Start by supporting the companies that offer solutions
As Canada’s leadership has set ambitious climate action targets in an effort to boost the country’s environmental performance, many look to research and innovation for the tools for getting there.
Is our research and innovation infrastructure up for the challenge? Not sufficiently, says Vicky Sharpe, who believes achieving a higher level of sustainability requires a shift in how we rank environmental impact in society as well as financial markets.
She says it is necessary to make a distinction between R&D and innovation. “Innovation is about delivering benefits to the market, and sometimes we forget that at our peril,” she explains.

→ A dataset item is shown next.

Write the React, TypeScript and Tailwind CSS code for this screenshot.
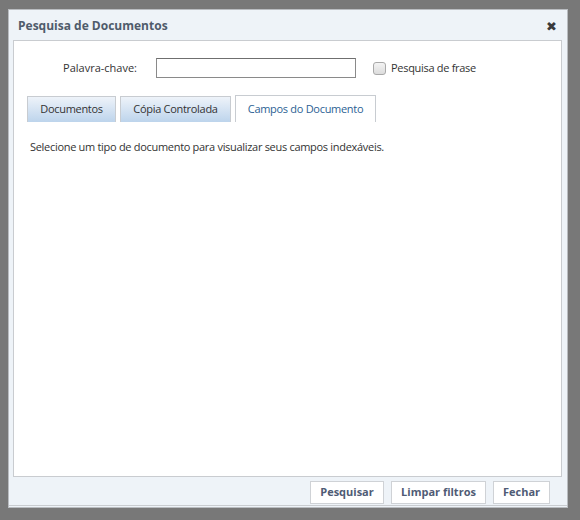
import React from "react";

export default function App() {
  return (
    <div
      className="w-[580px] h-[520px] bg-[#787878] pt-[9px] pl-[8px]"
      style={{ fontFamily: '"Open Sans", "Noto Sans", sans-serif' }}
    >
      <div className="w-[560px] h-[499px] bg-[#eef3f8] border border-[#b9bcc0] flex flex-col">
        <div className="h-[30px] flex items-center justify-between pl-[9px] pr-[10px] pt-[2px] shrink-0">
          <span className="text-[12px] font-bold text-[#4f5b6b]">Pesquisa de Documentos</span>
          <span className="text-[13px] leading-none text-[#3a3a3a]">✖</span>
        </div>
        <div className="ml-[4px] mr-[5px] flex-1 bg-white border border-[#c9ccd0] flex flex-col text-[11px] tracking-[-0.3px]">
          <div className="flex items-center pt-[17px]">
            <span className="w-[123px] text-right text-[#333] tracking-normal">Palavra-chave:</span>
            <input className="ml-[19px] w-[200px] h-[20px] border border-[#8a8a8a] border-t-[#6f6f6f] bg-white outline-none" />
            <span className="ml-[17px] w-[13px] h-[13px] rounded-[3px] border border-[#a9a9a9] bg-gradient-to-b from-[#f4f4f4] to-[#dcdcdc]" />
            <span className="ml-[5px] text-[#333]">Pesquisa de frase</span>
          </div>
          <div className="flex items-end gap-[4px] pl-[13px] mt-[17px]">
            <div className="w-[89px] h-[26px] border border-[#c8ccd1] border-b-0 bg-gradient-to-b from-[#eef3f9] to-[#bdd4ec] flex items-center justify-center text-[#333]">
              Documentos
            </div>
            <div className="w-[111px] h-[26px] border border-[#c8ccd1] border-b-0 bg-gradient-to-b from-[#eef3f9] to-[#bdd4ec] flex items-center justify-center text-[#333]">
              Cópia Controlada
            </div>
            <div className="w-[141px] h-[27px] border border-[#c8ccd1] border-b-0 bg-white flex items-center justify-center text-[#2c5f94]">
              Campos do Documento
            </div>
          </div>
          <div className="pl-[16px] pt-[17px] text-[#333]">
            Selecione um tipo de documento para visualizar seus campos indexáveis.
          </div>
        </div>
        <div className="h-[29px] shrink-0 flex items-start pt-[4px] justify-end gap-[7px] pr-[17px] border-b border-[#c9ccd0] mb-[1px]">
          <button className="h-[23px] w-[74px] bg-white border border-[#cfd2d6] text-[11px] font-bold text-[#4f5b75]">Pesquisar</button>
          <button className="h-[23px] w-[95px] bg-white border border-[#cfd2d6] text-[11px] font-bold text-[#4f5b75]">Limpar filtros</button>
          <button className="h-[23px] w-[57px] bg-white border border-[#cfd2d6] text-[11px] font-bold text-[#4f5b75]">Fechar</button>
        </div>
      </div>
    </div>
  );
}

“Cleantech companies need different forms of support through the entire innovation ecosystem, from research and development to demonstration, scaling and deployment.”
It’s Ms. Sharpe’s prerogative to speak her mind about the issue. With her background as a corporate director and as founding president and CEO of Sustainable Development Technology Canada (SDTC), she is one of the top go-to persons for advice on how to strengthen low-carbon technology innovation.
While there is currently much attention on Canada’s action plan, she believes we are in a crucial period that may tip the scales between reaping the benefits of clean technology innovation or “losing the great companies that have received investments from both government and the private sector to foreign interests.
“These companies need to scale up and do so rapidly. The conventional venture capital model does not work for high-capital equipment, or high capital expenditure (high-capex), technologies, and private equity, or project finance approaches typically won’t take on scale-up risk,” says Ms. Sharpe.
She speaks about a certain kind of enterprise – a more mature cohort of companies that are about 15 years old, have strong intellectual property and whose revenues are mainly from exports.
“The good news is that these great companies increase productivity and competitiveness for the end user, plus they pay a higher average wage than other small or medium-size enterprises,” she says. Plus, importantly for the commitment made by Canada at the Paris COP, these high-capex technologies deliver greater greenhouse gas reductions, according to a 2006 SDTC portfolio analysis.
Yet there are barriers hindering their forward momentum, says Ms. Sharpe. “The reason the companies cannot scale their operations is not because they’re lacking competitive products or sophisticated management teams, it is because they don’t fit our country’s commodity-based investment approach,” says Ms. Sharpe. “In spite of the strong performance of the Renewable Energy and Clean Technology Index, the TSX and TSXV are dominated by mining, utilities, oil and gas, and other technologies.”
Another barrier is that Canada, except for off-grid communities, is a low energy price jurisdiction, so energy efficiency doesn’t have the impact it has in other markets, like Europe, causing weak domestic sales. While many Canadian companies go directly to larger international markets, not being able to show domestic revenues puts them at a disadvantage.
“This creates serious doubt,” says Ms. Sharpe, who recommends finding ways to engage – but not necessarily subsidize – domestic procurement by governments and businesses.
“Leaving it all to the market” doesn’t work, in Ms. Sharpe’s view. “Markets are typically tipped towards quick profit, and while we see increasing investment in low-carbon technologies globally, Canada is not seizing its share of this opportunity.
“We don’t have the luxury to wait. If we want to meet climate targets, we have to redefine our priorities now.”
However, Ms. Sharpe takes heart in the broad recognition that what is good for the environment is good for the economy, as is evident in a strong commitment to change at the federal level, plus provincial examples like Alberta’s Climate Leadership Plan and Quebec and Ontario’s cap and trade programs. More consistency in carbon pricing, smart regulations and reporting of companies’ environmental impact, including carbon footprint, can also boost the confidence of international investors and trade partners in the Canadian market as a whole, she adds.
While government programs can help to de-risk future investment in these companies that help tackle climate change, Ms. Sharpe believes engaging the investment community is just as essential, thereby leveraging public funds and putting the onus on capital markets. Ways to attract this capital is through measures like loan and payment guarantees, performance bonding and a broader recognition of cleantech assets so a line of credit is easier to obtain. Pension funds, for example, can have an opportunity to re-balance the carbon intensity of their portfolios and invest in greener infrastructure.
“[Supporting clean technology] is not only the appropriate move – it’s also the fiscally responsible thing to do,” she says.